Nestled inside of Death Valley National Park is Racetrack Playa. This dry lakebed is home to one of the strangest phenomena on the planet. Large rocks varying in size and weighing up to 700 pounds move and slide across the ground as if they are under a magic spell. We know they move thanks to the tracks they leave on the lakebed below, but it’s taken a surprising amount of research to determine just what is making the stones move. After nearly 60 years of study, researchers finally have an answer.

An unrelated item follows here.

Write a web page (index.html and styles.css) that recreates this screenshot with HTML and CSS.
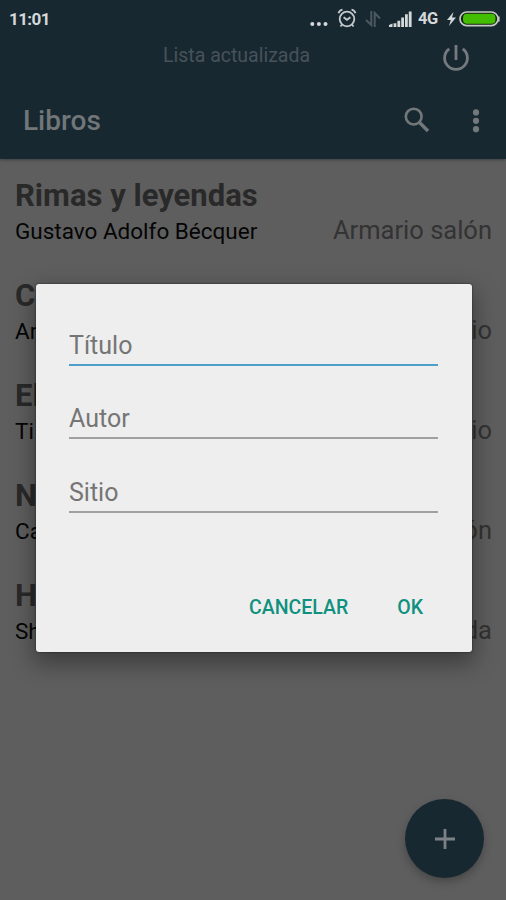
FILE: index.html
```
<!DOCTYPE html>
<html lang="es">

<head>
    <meta charset="utf-8">
    <title>Libros</title>
    <link rel="stylesheet" href="styles.css">
</head>

<body>
    <header>
        <div class="status">
            <span class="time">11:01</span>
            <svg class="dots" width="18" height="6" viewBox="0 0 18 6"><circle cx="2.3" cy="3" r="2"/><circle cx="8.9" cy="3" r="2"/><circle cx="15.5" cy="3" r="2"/></svg>
            <svg class="alarm" width="20" height="20" viewBox="0 0 20 20"><circle cx="10" cy="11" r="7.3"/><path d="M6.6 9.2L10 11.8L13.4 9.2M1.5 5.2Q2.3 2.2 5.5 1.6M18.5 5.2Q17.7 2.2 14.5 1.6M5 16.5L3.5 18.5M15 16.5L16.5 18.5"/></svg>
            <svg class="data" width="16" height="16" viewBox="0 0 16 16"><path d="M6.3 0V14L1 9M9.7 16V2L15 7.5"/></svg>
            <svg class="signal" width="23" height="16" viewBox="0 0 23 16"><path d="M0 16V14L3.5 12.5V16ZM4.6 16V12.2H7.4V16ZM8.4 16V9.8H11.2V16ZM12.2 16V6.5H15V16ZM16 16V3.3H18.8V16ZM19.8 16V.5H22.6V16Z"/></svg>
            <span class="net">4G</span>
            <svg class="bolt" width="9" height="14" viewBox="0 0 9 14"><path d="M6.5 0L0 8H3.8L2 14L9 5.5H5Z"/></svg>
            <svg class="battery" width="41" height="16" viewBox="0 0 41 16"><rect x="1" y="1" width="38" height="13.6" rx="6.8" fill="#13220f" stroke="#c5cac7" stroke-width="1.7"/><path d="M39.8 5.5V10.5" stroke="#c5cac7" stroke-width="1.6"/><rect x="4" y="2.8" width="32.5" height="10" rx="4" fill="#43bd02"/></svg>
        </div>
        <div class="message">
            <span>Lista actualizada</span>
            <svg class="power" width="28" height="28" viewBox="0 0 28 28"><path d="M14 1V16M7.2 4.8A11.4 11.4 0 1 0 20.8 4.8"/></svg>
        </div>
        <div class="toolbar">
            <h1>Libros</h1>
            <svg class="search" width="26" height="26" viewBox="0 0 26 26"><circle cx="9.7" cy="9.6" r="7.9" stroke-width="2.6"/><path d="M15.5 15.5L24 24" stroke-width="3.4"/></svg>
            <svg class="more" width="8" height="24" viewBox="0 0 8 24"><circle cx="4" cy="3.4" r="3.1"/><circle cx="4" cy="11.8" r="3.1"/><circle cx="4" cy="20.2" r="3.1"/></svg>
        </div>
    </header>

    <main>
        <div class="book">
            <h2>Rimas y leyendas</h2>
            <div class="info"><span class="author">Gustavo Adolfo Bécquer</span><span class="place">Armario salón</span></div>
        </div>
        <div class="book">
            <h2>C</h2>
            <div class="info"><span class="author">Ar</span><span class="place">io</span></div>
        </div>
        <div class="book">
            <h2>El</h2>
            <div class="info"><span class="author">Ti</span><span class="place">io</span></div>
        </div>
        <div class="book">
            <h2>N</h2>
            <div class="info"><span class="author">Ca</span><span class="place">ón</span></div>
        </div>
        <div class="book">
            <h2>H</h2>
            <div class="info"><span class="author">Sh</span><span class="place">da</span></div>
        </div>
    </main>

    <div class="add">
        <svg width="20" height="20" viewBox="0 0 20 20"><path d="M10 0V20M0 10H20"/></svg>
    </div>

    <div class="dialog">
        <div class="field active">Título</div>
        <div class="field">Autor</div>
        <div class="field">Sitio</div>
        <div class="buttons">
            <span>CANCELAR</span>
            <span>OK</span>
        </div>
    </div>
</body>

</html>
```

FILE: styles.css
```
* {
    box-sizing: border-box;
}

body {
    margin: 0;
    height: 900px;
    overflow: hidden;
    position: relative;
    background-color: #5e5e5e;
    font-family: Roboto, sans-serif;
}

h1,
h2 {
    margin: 0;
}

svg {
    display: block;
    flex: none;
}

header {
    height: 159px;
    background-color: #182831;
    box-shadow: 0 1px 3px #3c4045;
}

.status {
    display: flex;
    height: 36px;
    padding: 1px 6px 0 9px;
    align-items: center;
    color: #d4d8da;
    fill: #d4d8da;
}

.time {
    flex: 1;
    font-size: 17px;
    font-weight: bold;
    letter-spacing: -0.6px;
}

.dots {
    margin: 10px 9px 0 0;
}

.alarm {
    margin: 0 8px 2px 0;
    fill: none;
    stroke: #c4c9cc;
    stroke-width: 1.8;
}

.data {
    margin-right: 8px;
    fill: none;
    stroke: #4b585f;
    stroke-width: 2;
}

.signal {
    margin-right: 6px;
}

.net {
    width: 21px;
    margin-right: 8px;
    font-size: 16.5px;
    font-weight: bold;
    letter-spacing: -0.5px;
}

.bolt {
    margin-right: 3px;
}

.message {
    display: flex;
    height: 46px;
    padding: 8px 36px 0 163px;
    justify-content: space-between;
    color: #475259;
    font-size: 19.5px;
    line-height: 24px;
}

.power {
    fill: none;
    stroke: #747a7d;
    stroke-width: 2.8;
}

.toolbar {
    display: flex;
    height: 77px;
    padding: 0 26px 0 23px;
    align-items: center;
}

.toolbar h1 {
    flex: 1;
    color: #717679;
    font-size: 28px;
    font-weight: 500;
}

.search {
    margin: 0 42px 2px 0;
    fill: none;
    stroke: #73787b;
}

.more {
    fill: #73787b;
}

main {
    padding-top: 19px;
}

.book {
    height: 100px;
    padding: 0 14px 0 15px;
}

.book h2 {
    color: #292929;
    font-size: 31px;
    line-height: 36px;
}

.info {
    display: flex;
    justify-content: space-between;
    line-height: 32px;
}

.author {
    padding-top: 1px;
    color: #050505;
    font-size: 22.5px;
}

.place {
    color: #333;
    font-size: 25.5px;
}

.add {
    display: flex;
    position: absolute;
    left: 405px;
    top: 799px;
    width: 79px;
    height: 79px;
    align-items: center;
    justify-content: center;
    border-radius: 50%;
    background-color: #182831;
    box-shadow: 0 4px 8px rgba(0, 0, 0, 0.25);
    stroke: #7b8184;
    stroke-width: 2.8;
}

.dialog {
    position: absolute;
    left: 36px;
    top: 284px;
    width: 436px;
    height: 368px;
    padding: 39px 34px 0 33px;
    border-radius: 3px;
    background-color: #eee;
    box-shadow: 0 0 2px rgba(0, 0, 0, 0.7), 0 9px 22px 3px rgba(0, 0, 0, 0.35);
}

.field {
    height: 43px;
    margin-bottom: 31px;
    border-bottom: 2px solid #a0a0a0;
    color: #757575;
    font-size: 25px;
    line-height: 46px;
}

.field.active {
    height: 43px;
    margin-bottom: 30px;
    border-bottom: 2px solid #4d9fca;
}

.buttons {
    display: flex;
    margin-top: 81px;
    padding-right: 15px;
    justify-content: flex-end;
    gap: 49px;
    color: #10917f;
    font-size: 19.5px;
    font-weight: 500;
    line-height: 28px;
}
```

You can visit Racetrack Playa, and there are several different things to see and do while you’re there. However, getting there can be tricky, and you’ll need to be properly equipped for an adventure in Death Valley’s grueling environment.
Where Is Racetrack Playa?
There are two locations in Death Valley National Park with similar names. First, there’s the Racetrack. This location is on the way to Racetrack Playa, but is far from your final destination. The Racetrack is home to the Furnace Creek Visitor Center, a restaurant, and a few lodging options. To get to the Playa, leave the Furnace Creek Visitor’s Center and follow the signs for Ubehebe Crater. This portion of the drive is over paved ground and stretches for 56 miles. The next stretch is more treacherous. You’ll need to leave the comfort of paved roads and head onto a rough unpaved road that extends for 27 miles before you reach your destination. There are postings recommending that only four-wheel-drive vehicles with high clearance attempt the journey. Remember, there’s no cell service in the area, so proceed carefully. Expect the journey to take between three and three-and-a-half hours one way.
There are two key landmarks to see at Racetrack Playa. The first one you’ll arrive at is called The Grandstand. It’s a large rock outcropping in the northern part of the lakebed. The sliding rocks are on the southern end of the lakebed. There are two parking areas for each, so you don’t need to hike across the entire lakebed.
Answers To The Sliding Rock Mystery
It’s no hoax that these stones have moved on their own. Many of them are too heavy to push and vehicles are not permitted onto the Playa because tire tracks leave lasting scars on the terrain. The ban on vehicles, and the absence of tire tracks, means that pranksters aren’t coming in and moving the rocks mechanically. There are very high winds in the area, however, they’re not strong enough to push some of the larger stones.
Researchers at UC Davis set up an experiment to capture the rock movement in action. They brought new stones outfitted with GPS monitors and cameras to the park. They knew that the stones moved as infrequently as once per decade, so they prepared for a long project. Two years into the project, researchers visited the playa to find a few inches of water and thin sheets of what they called “windowpane” ice in the lakebed. And before their very eyes, the stones were moving. They witnessed some stones traveling over 200 meters -- thanks to the thin ice and shallow water -- before coming to a stop again.
Visiting Racetrack Playa
Death Valley National Park is open year-round, but there are some things you should keep in mind and pay attention to when planning your visit to Racetrack Playa.
Here are a few other things to keep in mind when setting out on your journey to Racetrack Playa:
- Pack plenty of water and supplies to repair your vehicle in case it gets a flat tire.
- Spring is one of the most popular times to visit Death Valley National Park thanks to the appearance of wildflowers. School vacations are in full swing during this time as well, which can make finding reservations more difficult. Book in advance!
- Check the forecast leading up to and during your stay. Temperatures can reach well over 100 degrees, which can put a strain on you and your vehicle.
Thanks to some unbelievable luck during a research project, the mystery of the sailing stones at Racetrack Playa has been solved, but the massive sweeping trails carved by huge stones are still an incredible sight to see. If you’re planning a trip to Death Valley National Park, add a visit to Racetrack Playa to your to-do list.